After Rush, there isn't any more discussion. Back in the day, when they were at their best, I would have put up a half-hearted argument for The Police, or U2. Andy Summers and Stewart Copeland, and The Edge are amazing muscians. Sting and Adam Clayton are ok bass players, but hardly in the same league as Geddy Lee. Alex Lifeson is extremely underated as a musician, and what else can be said about Neal? Agreed, Yes are amazing muscians, but what have they done lately? Have they even recorded a recent album? Last time I checked, they were doing the small hall and casino circuit. Where is the once powerhouse U2? Rush had one of the most successful tours ever, had a huge album with "Clockwork Angels", and their dvd release of the tour debuted at #1. After 40 years, they are still vital and valid. The Rolling Stones can't even say that...when was the last GREAT Stones album? Some Girls? Tatoo You? 30 years ago?

david_b said...

Whoa, whoa, whoa.., Tony. As a lover of all things Keith, obviously the MEMORABLE Stones albums have long since past (as Karen would earnestly agree), but perhaps I'm more charitable in my devotion.
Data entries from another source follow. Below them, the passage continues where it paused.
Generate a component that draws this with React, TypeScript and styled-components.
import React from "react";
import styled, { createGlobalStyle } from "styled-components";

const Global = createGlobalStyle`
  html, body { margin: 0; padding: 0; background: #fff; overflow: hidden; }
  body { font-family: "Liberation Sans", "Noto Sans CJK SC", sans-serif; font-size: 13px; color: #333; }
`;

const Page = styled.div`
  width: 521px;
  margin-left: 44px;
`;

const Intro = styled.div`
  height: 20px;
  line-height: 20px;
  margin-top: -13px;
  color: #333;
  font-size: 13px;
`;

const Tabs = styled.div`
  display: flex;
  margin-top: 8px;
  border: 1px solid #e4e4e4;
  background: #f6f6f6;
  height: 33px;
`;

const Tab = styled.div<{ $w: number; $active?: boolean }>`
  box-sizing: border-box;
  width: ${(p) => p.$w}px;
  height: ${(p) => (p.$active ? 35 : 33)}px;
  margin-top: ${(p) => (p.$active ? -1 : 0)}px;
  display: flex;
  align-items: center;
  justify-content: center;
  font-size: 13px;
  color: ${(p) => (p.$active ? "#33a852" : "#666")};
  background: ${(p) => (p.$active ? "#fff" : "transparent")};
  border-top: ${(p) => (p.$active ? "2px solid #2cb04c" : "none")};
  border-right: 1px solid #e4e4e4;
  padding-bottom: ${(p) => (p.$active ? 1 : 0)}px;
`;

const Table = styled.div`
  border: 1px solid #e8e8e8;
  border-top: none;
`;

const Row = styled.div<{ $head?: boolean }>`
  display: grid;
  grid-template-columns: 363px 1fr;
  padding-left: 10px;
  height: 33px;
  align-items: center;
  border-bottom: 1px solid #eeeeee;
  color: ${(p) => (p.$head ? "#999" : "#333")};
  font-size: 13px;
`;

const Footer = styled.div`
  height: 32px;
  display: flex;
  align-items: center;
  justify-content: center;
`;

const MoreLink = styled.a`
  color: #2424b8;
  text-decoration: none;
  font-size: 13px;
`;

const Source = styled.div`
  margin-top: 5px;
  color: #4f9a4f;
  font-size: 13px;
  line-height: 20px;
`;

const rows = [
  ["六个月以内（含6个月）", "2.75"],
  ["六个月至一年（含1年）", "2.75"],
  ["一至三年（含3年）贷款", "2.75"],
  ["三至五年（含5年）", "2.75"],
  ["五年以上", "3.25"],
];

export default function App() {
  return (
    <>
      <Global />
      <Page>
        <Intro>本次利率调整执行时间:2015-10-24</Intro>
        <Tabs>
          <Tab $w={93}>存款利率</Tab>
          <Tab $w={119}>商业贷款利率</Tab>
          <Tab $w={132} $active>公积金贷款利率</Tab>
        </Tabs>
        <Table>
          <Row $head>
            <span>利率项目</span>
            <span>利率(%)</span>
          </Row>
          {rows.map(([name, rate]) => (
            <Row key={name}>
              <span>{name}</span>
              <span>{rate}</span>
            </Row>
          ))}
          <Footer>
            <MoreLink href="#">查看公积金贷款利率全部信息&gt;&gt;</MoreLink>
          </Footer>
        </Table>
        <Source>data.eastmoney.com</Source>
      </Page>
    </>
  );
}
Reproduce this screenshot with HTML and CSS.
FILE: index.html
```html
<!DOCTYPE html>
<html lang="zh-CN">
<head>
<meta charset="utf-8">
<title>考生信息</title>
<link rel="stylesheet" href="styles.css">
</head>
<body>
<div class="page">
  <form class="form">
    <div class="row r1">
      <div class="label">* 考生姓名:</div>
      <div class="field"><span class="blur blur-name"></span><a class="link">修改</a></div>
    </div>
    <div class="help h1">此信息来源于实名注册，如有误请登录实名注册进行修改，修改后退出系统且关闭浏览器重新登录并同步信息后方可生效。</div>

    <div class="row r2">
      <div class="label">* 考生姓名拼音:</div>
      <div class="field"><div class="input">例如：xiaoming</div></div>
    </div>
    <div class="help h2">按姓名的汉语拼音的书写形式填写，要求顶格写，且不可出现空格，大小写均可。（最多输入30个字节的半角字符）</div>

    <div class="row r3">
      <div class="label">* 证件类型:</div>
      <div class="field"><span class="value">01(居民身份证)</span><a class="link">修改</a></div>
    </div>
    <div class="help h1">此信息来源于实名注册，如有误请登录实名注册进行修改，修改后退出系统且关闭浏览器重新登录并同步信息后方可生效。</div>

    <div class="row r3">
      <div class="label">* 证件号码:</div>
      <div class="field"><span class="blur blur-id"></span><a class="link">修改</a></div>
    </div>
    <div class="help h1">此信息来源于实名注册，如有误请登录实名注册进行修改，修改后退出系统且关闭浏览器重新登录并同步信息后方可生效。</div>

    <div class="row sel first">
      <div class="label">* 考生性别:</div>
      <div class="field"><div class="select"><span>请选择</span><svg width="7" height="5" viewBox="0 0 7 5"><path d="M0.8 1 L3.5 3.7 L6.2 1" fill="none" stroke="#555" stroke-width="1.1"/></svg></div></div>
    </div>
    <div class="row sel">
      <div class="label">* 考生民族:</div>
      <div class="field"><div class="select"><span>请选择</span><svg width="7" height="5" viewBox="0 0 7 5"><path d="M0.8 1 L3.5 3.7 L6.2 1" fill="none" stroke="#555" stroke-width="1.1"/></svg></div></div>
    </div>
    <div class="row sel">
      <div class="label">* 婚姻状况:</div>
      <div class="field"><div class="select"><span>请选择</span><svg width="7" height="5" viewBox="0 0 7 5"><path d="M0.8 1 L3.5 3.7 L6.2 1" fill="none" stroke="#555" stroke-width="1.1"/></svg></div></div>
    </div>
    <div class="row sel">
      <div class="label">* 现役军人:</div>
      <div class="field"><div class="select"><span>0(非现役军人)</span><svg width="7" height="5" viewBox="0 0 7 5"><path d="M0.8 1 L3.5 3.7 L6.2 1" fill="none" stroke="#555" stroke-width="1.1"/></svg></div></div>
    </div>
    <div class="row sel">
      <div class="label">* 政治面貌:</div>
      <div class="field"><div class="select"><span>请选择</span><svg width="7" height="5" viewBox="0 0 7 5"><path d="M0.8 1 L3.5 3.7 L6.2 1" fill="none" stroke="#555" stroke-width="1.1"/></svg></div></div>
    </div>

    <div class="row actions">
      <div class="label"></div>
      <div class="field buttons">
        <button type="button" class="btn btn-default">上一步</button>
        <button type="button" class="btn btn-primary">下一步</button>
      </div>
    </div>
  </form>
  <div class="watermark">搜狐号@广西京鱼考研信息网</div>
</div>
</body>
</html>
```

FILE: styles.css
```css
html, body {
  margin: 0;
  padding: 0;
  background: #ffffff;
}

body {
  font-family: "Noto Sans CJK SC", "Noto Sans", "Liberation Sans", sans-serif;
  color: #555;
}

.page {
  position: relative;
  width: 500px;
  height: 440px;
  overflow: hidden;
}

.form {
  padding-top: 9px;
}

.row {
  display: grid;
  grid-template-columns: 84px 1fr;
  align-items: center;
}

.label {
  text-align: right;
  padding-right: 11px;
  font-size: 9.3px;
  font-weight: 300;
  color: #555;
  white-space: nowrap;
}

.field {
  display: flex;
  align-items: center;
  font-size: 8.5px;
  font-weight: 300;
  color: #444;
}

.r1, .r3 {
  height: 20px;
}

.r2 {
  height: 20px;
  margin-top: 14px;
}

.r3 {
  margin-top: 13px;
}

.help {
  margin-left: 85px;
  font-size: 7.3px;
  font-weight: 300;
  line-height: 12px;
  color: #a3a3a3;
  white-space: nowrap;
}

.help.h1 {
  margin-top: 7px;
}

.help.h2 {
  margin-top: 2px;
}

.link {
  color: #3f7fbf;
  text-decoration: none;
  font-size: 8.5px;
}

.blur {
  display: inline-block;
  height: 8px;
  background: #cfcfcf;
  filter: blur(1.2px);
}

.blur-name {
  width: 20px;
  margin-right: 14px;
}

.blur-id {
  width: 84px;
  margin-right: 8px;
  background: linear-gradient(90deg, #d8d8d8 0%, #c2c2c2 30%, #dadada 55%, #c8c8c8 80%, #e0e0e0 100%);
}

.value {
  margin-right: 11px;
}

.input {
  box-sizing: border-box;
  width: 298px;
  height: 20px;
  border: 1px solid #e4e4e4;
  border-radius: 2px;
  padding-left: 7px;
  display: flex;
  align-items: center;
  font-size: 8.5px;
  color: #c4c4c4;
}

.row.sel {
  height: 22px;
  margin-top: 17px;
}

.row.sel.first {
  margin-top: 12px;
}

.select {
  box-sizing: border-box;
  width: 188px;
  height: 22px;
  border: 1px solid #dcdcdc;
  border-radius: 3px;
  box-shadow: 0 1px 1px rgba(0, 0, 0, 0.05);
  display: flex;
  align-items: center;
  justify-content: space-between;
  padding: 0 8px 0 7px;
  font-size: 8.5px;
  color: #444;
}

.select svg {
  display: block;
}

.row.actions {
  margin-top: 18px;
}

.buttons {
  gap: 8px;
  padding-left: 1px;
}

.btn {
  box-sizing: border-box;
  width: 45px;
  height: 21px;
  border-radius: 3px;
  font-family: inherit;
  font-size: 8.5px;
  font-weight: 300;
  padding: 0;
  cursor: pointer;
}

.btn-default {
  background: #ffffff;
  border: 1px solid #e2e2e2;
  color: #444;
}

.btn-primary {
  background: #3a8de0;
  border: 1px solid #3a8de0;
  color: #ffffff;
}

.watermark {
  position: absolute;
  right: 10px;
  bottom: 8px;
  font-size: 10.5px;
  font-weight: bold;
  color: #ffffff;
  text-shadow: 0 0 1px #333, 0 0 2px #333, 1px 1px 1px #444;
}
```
Depends on how greatness it defined and by which generation.. Some newer fans think 'Start Me Up' was one of their best, when I tend to harken back to their 'Five By Five' days. I also liked 'Voodoo Lounge' was a fairly memorable album of the '90s, as I still play some tracks along side tracks off Sticky Fingers and Exile. Other than some cuts off Let It Bleed, I didn't think that was a particularly good album.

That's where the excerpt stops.